Aug 28, 2019 6:53 AM
Answers · 7
In the first situation - where you're travelling together on holiday - you would simply say that the other person drives. For example, "When we go on holiday together, it's always Alex who drives" or "On long journeys, Alex and I take turns to drive". If you see this as a specific task/job, you could make a verbal noun and say "Who does the driving when you go away?" and reply "Alex does the driving". In the second situation - where it's a short drive simply to give the passenger pleasure - you have used the correct phrase: take someone for a drive (or a ride). For example, "When my cousins came to visit, I took them for a drive the countryside". You could also say 'My friend promised to take me for a ride in his new open-top sports car." Your other suggested phrase, 'giving me a drive', does not exist, unfortunately. We don't say that. However, you can say 'give me a ride'. In British English, 'give me a ride' would only be used as a synonym of 'take me for a ride', as in the third example above (e.g. "My friend promised to give me a ride in his new open-top sports car").

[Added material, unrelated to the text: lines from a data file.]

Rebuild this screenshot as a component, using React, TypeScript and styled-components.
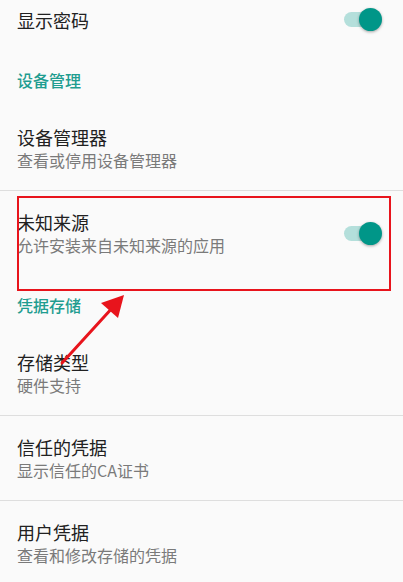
import React from "react";
import styled, { createGlobalStyle } from "styled-components";

const GlobalStyle = createGlobalStyle`
  html, body {
    margin: 0;
    padding: 0;
    background: #fafafa;
  }
  * {
    box-sizing: border-box;
  }
`;

function Switch() {
  return (
    <SwitchBox>
      <Track />
      <Thumb />
    </SwitchBox>
  );
}

function Item({
  title,
  summary,
  divider,
  toggle,
}: {
  title: string;
  summary: string;
  divider?: boolean;
  toggle?: boolean;
}) {
  return (
    <ItemRow $divider={divider}>
      <TextCol>
        <Title>{title}</Title>
        <Summary>{summary}</Summary>
      </TextCol>
      {toggle && <Switch />}
    </ItemRow>
  );
}

function App() {
  return (
    <>
      <GlobalStyle />
      <Page>
        <List>
          <SingleRow>
            <Title>显示密码</Title>
            <Switch />
          </SingleRow>

          <Category>设备管理</Category>
          <Item title="设备管理器" summary="查看或停用设备管理器" divider />
          <Item title="未知来源" summary="允许安装来自未知来源的应用" toggle />

          <Category>凭据存储</Category>
          <Item title="存储类型" summary="硬件支持" divider />
          <Item title="信任的凭据" summary="显示信任的CA证书" divider />
          <Item title="用户凭据" summary="查看和修改存储的凭据" />
        </List>

        <Highlight />
        <Arrow width="403" height="582" viewBox="0 0 403 582">
          <line x1="62" y1="363" x2="114" y2="306" stroke="#e8141c" strokeWidth="3" strokeLinecap="round" />
          <polygon points="124,295 118,318 101,303" fill="#e8141c" />
        </Arrow>
      </Page>
    </>
  );
}

const Page = styled.div`
  position: relative;
  width: 403px;
  height: 582px;
  overflow: hidden;
  background: #fafafa;
  font-family: "Noto Sans CJK SC", "Noto Sans", sans-serif;
`;

const List = styled.div`
  display: flex;
  flex-direction: column;
  margin-top: -12px;
`;

const SingleRow = styled.div`
  display: flex;
  align-items: center;
  justify-content: space-between;
  height: 63px;
  padding: 0 21px 0 17px;
`;

const Category = styled.div`
  height: 55px;
  padding: 18px 17px 0;
  font-size: 16px;
  line-height: 22px;
  font-weight: 500;
  color: #1f9d90;
`;

const ItemRow = styled.div<{ $divider?: boolean }>`
  display: flex;
  align-items: center;
  justify-content: space-between;
  height: 85px;
  padding: 0 21px 0 17px;
  border-bottom: 1px solid ${(p) => (p.$divider ? "#dedede" : "transparent")};
`;

const TextCol = styled.div`
  display: flex;
  flex-direction: column;
  padding-bottom: 1px;
`;

const Title = styled.div`
  font-size: 18px;
  line-height: 24px;
  color: #212121;
`;

const Summary = styled.div`
  font-size: 16px;
  line-height: 22px;
  color: #7a7a7a;
`;

const SwitchBox = styled.div`
  position: relative;
  width: 38px;
  height: 23px;
  flex-shrink: 0;
`;

const Track = styled.div`
  position: absolute;
  left: 0;
  top: 4px;
  width: 36px;
  height: 15px;
  border-radius: 8px;
  background: #b4dfdb;
`;

const Thumb = styled.div`
  position: absolute;
  right: 0;
  top: 0;
  width: 23px;
  height: 23px;
  border-radius: 50%;
  background: #009688;
  box-shadow: 0 1px 3px rgba(0, 0, 0, 0.35);
`;

const Highlight = styled.div`
  position: absolute;
  left: 17px;
  top: 196px;
  width: 374px;
  height: 95px;
  border: 2px solid #e8141c;
`;

const Arrow = styled.svg`
  position: absolute;
  left: 0;
  top: 0;
  pointer-events: none;
`;

export default App;
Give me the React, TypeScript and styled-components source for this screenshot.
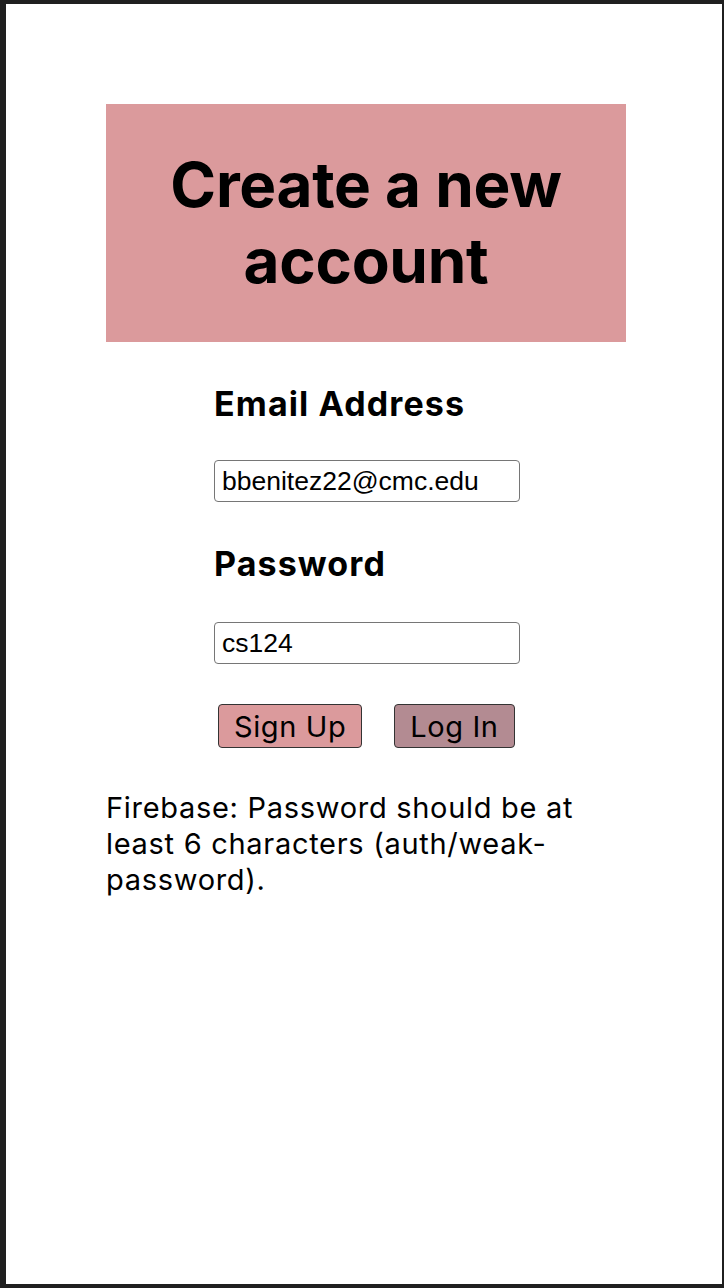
import React from "react";
import styled, { createGlobalStyle } from "styled-components";

const Global = createGlobalStyle`
  html, body { margin: 0; padding: 0; background: #1f1f1f; }
  body { font-family: Inter, "Noto Sans", sans-serif; }
`;

const Frame = styled.div`
  margin: 4px 2px 0 6px;
  height: 1280px;
  background: #ffffff;
  padding: 100px 0 0 100px;
  box-sizing: border-box;
`;

const Column = styled.div`
  width: 520px;
  display: flex;
  flex-direction: column;
`;

const TitleBox = styled.div`
  background: #db9a9c;
  height: 238px;
  display: flex;
  align-items: center;
  justify-content: center;
`;

const Title = styled.h1`
  margin: 0;
  font-family: Inter, sans-serif;
  font-weight: 700;
  font-size: 62px;
  line-height: 76px;
  text-align: center;
  color: #000;
  letter-spacing: -0.3px;
`;

const Form = styled.div`
  display: flex;
  flex-direction: column;
  align-items: flex-start;
  padding-left: 108px;
`;

const Label = styled.h2<{ $top: number }>`
  margin: ${(p) => p.$top}px 0 0 0;
  font-family: Inter, sans-serif;
  font-weight: 700;
  font-size: 34px;
  line-height: 40px;
  letter-spacing: 1.1px;
  color: #000;
`;

const Input = styled.input<{ $top: number }>`
  margin-top: ${(p) => p.$top}px;
  width: 306px;
  height: 42px;
  box-sizing: border-box;
  border: 1px solid #767676;
  border-radius: 4px;
  padding: 0 7px;
  font-family: "Liberation Sans", Arial, sans-serif;
  font-size: 26.5px;
  color: #000;
  background: #fff;
  outline: none;
`;

const Buttons = styled.div`
  display: flex;
  gap: 32px;
  margin: 40px 0 0 4px;
`;

const Button = styled.button<{ $bg: string }>`
  height: 44px;
  box-sizing: border-box;
  padding: 0 15px;
  border: 1px solid #333;
  border-radius: 4px;
  background: ${(p) => p.$bg};
  font-family: Inter, sans-serif;
  font-size: 29px;
  letter-spacing: 0.6px;
  color: #000;
  line-height: 1;
`;

const ErrorText = styled.p`
  margin: 42px 0 0 0;
  font-family: Inter, sans-serif;
  font-size: 29px;
  letter-spacing: 0.7px;
  line-height: 36px;
  color: #000;
  width: 500px;
`;

export default function App() {
  return (
    <>
      <Global />
      <Frame>
        <Column>
          <TitleBox>
            <Title>
              Create a new
              <br />
              account
            </Title>
          </TitleBox>
          <Form>
            <Label $top={42}>Email Address</Label>
            <Input $top={36} defaultValue="bbenitez22@cmc.edu" />
            <Label $top={42}>Password</Label>
            <Input $top={38} defaultValue="cs124" />
            <Buttons>
              <Button $bg="#db9a9c">Sign Up</Button>
              <Button $bg="#b38b92">Log In</Button>
            </Buttons>
          </Form>
          <ErrorText>
            Firebase: Password should be at least 6 characters (auth/weak-password).
          </ErrorText>
        </Column>
      </Frame>
    </>
  );
}
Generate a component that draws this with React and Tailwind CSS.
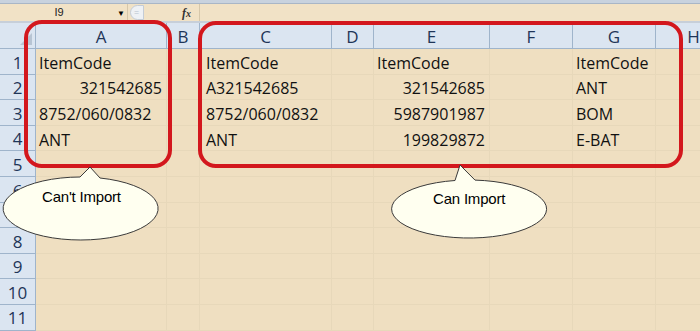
import React from 'react'

const cols = ['A', 'B', 'C', 'D', 'E', 'F', 'G', 'H']

// each row: [text, align] per column; empty string = blank cell
const data = [
  [['ItemCode'], [''], ['ItemCode'], [''], ['ItemCode'], [''], ['ItemCode'], ['']],
  [['321542685', 'r'], [''], ['A321542685'], [''], ['321542685', 'r'], [''], ['ANT'], ['']],
  [['8752/060/0832'], [''], ['8752/060/0832'], [''], ['5987901987', 'r'], [''], ['BOM'], ['']],
  [['ANT'], [''], ['ANT'], [''], ['199829872', 'r'], [''], ['E-BAT'], ['']],
]

const font = { fontFamily: '"Open Sans", "Noto Sans", sans-serif' }
const arial = { fontFamily: '"Liberation Sans", Arial, sans-serif' }

function Cell({ text, align, col }) {
  const pad = col === 2 ? 'pl-[6px]' : 'pl-[3px]'
  return (
    <div
      className={`h-[25.6px] border-r border-b border-[#e7d8ba] flex items-center pt-[3px] overflow-visible whitespace-nowrap text-[16px] text-[#111] ${
        align === 'r' ? 'justify-end pr-[4px]' : pad
      }`}
    >
      {text}
    </div>
  )
}

export default function App() {
  const rows = Array.from({ length: 11 }, (_, i) => i)

  return (
    <div className="relative w-[700px] h-[331px] overflow-hidden bg-[#efdfc1]" style={font}>
      {/* top strip */}
      <div className="h-[4px] bg-[#c8d2de] border-b border-[#a9b6c6]" />

      {/* formula bar */}
      <div className="h-[19px] flex items-center bg-[#f1e2c6] border-b-2 border-[#c7cfd9]">
        <div className="w-[128px] h-full flex items-center relative border-r border-[#d6c7aa]">
          <span className="w-[118px] text-center text-[11px] text-[#222]" style={arial}>I9</span>
          <span className="absolute left-[117px] top-[3px] text-[8px] text-black">▼</span>
        </div>
        <div className="w-[14px] h-[15px] ml-[2px] rounded-l-full border border-[#c4ccd6] bg-[#eef1f5] text-[9px] leading-[13px] text-[#b8c2ce] pl-[3px]">
          =
        </div>
        <div className="w-[38px]" />
        <span className="text-[12px] italic font-bold text-[#333]" style={{ fontFamily: '"Liberation Serif", serif' }}>
          f<span className="text-[10px]">x</span>
        </span>
        <div className="ml-[8px] h-full flex-1 border-l border-[#d6c7aa]" />
      </div>

      {/* sheet grid */}
      <div className="grid grid-cols-[36px_131px_33px_132px_42px_116px_83px_83px_76px]">
        {/* corner */}
        <div className="h-[26px] bg-[#dbe5f1] border-r border-b border-[#9fb4cb] relative">
          <div className="absolute right-[3px] bottom-[3px] w-0 h-0 border-l-[12px] border-l-transparent border-b-[12px] border-b-[#b7c4d3]" />
        </div>
        {cols.map((c) => (
          <div
            key={c}
            className="h-[26px] bg-[#dbe5f1] border-r border-b border-[#9fb4cb] flex items-center justify-center pt-[2px] text-[17px] text-[#1f3558]"
          >
            {c}
          </div>
        ))}

        {rows.map((r) => (
          <React.Fragment key={r}>
            <div className="h-[25.6px] bg-[#dbe5f1] border-r border-b border-[#9fb4cb] flex items-center justify-center pt-[2px] text-[17px] text-[#1f3558]">
              {r + 1}
            </div>
            {cols.map((c, ci) => {
              const cell = data[r] ? data[r][ci] : ['']
              return <Cell key={c} text={cell[0]} align={cell[1]} col={ci} />
            })}
          </React.Fragment>
        ))}
      </div>

      {/* red highlight boxes */}
      <div className="absolute left-[24px] top-[20px] w-[148px] h-[148px] border-4 border-[#d3171d] rounded-[18px] pointer-events-none" />
      <div className="absolute left-[198px] top-[21px] w-[485px] h-[147px] border-4 border-[#d3171d] rounded-[18px] pointer-events-none" />

      {/* callouts */}
      <svg className="absolute left-0 top-0 pointer-events-none" width="700" height="331">
        <path
          d="M 80 177 L 90 167 L 100 178 A 77.5 31.5 0 1 1 80 177 Z"
          fill="#fffff0"
          stroke="#3a3a3a"
          strokeWidth="1"
        />
        <path
          d="M 455 180.5 L 460 165 L 475 180.1 A 77.5 29 0 1 1 455 180.5 Z"
          fill="#fffff0"
          stroke="#3a3a3a"
          strokeWidth="1"
        />
      </svg>
      <div className="absolute left-[42px] top-[186px] text-[15px] text-black tracking-[-0.2px]" style={arial}>
        Can't Import
      </div>
      <div className="absolute left-[433px] top-[188px] text-[15px] text-black tracking-[-0.2px]" style={arial}>
        Can Import
      </div>
    </div>
  )
}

It would tend to imply a short drive just to give you the experience of travelling in that particular vehicle. Meanwhile, in American English, 'give me a ride' would be used to mean 'give me a lift' e.g. "If you're driving downtown, can you give me a ride?". American English does not use 'lift' in this sense, so AmE speakers use 'ride' in this context. Note that to 'drive someone' (direct object - "My dad drove me into town") also has the same meaning as giving someone a lift. The implication is that he did this to help you. I hope that helps.
August 28, 2019
They are driving you somewhere, or giving you a lift. It is correct to use 'lift' in this context. "I drove my mother to the airport. I have to give my mother a lift to the airport." If on holiday: We are going for a drive or a ride - if you are referring to both of you. He is driving me around Europe. He is chauffeuring me around Europe. Technically speaking, that is a paid job, but you can use it in a light-hearted, joking manner to describe what he is doing.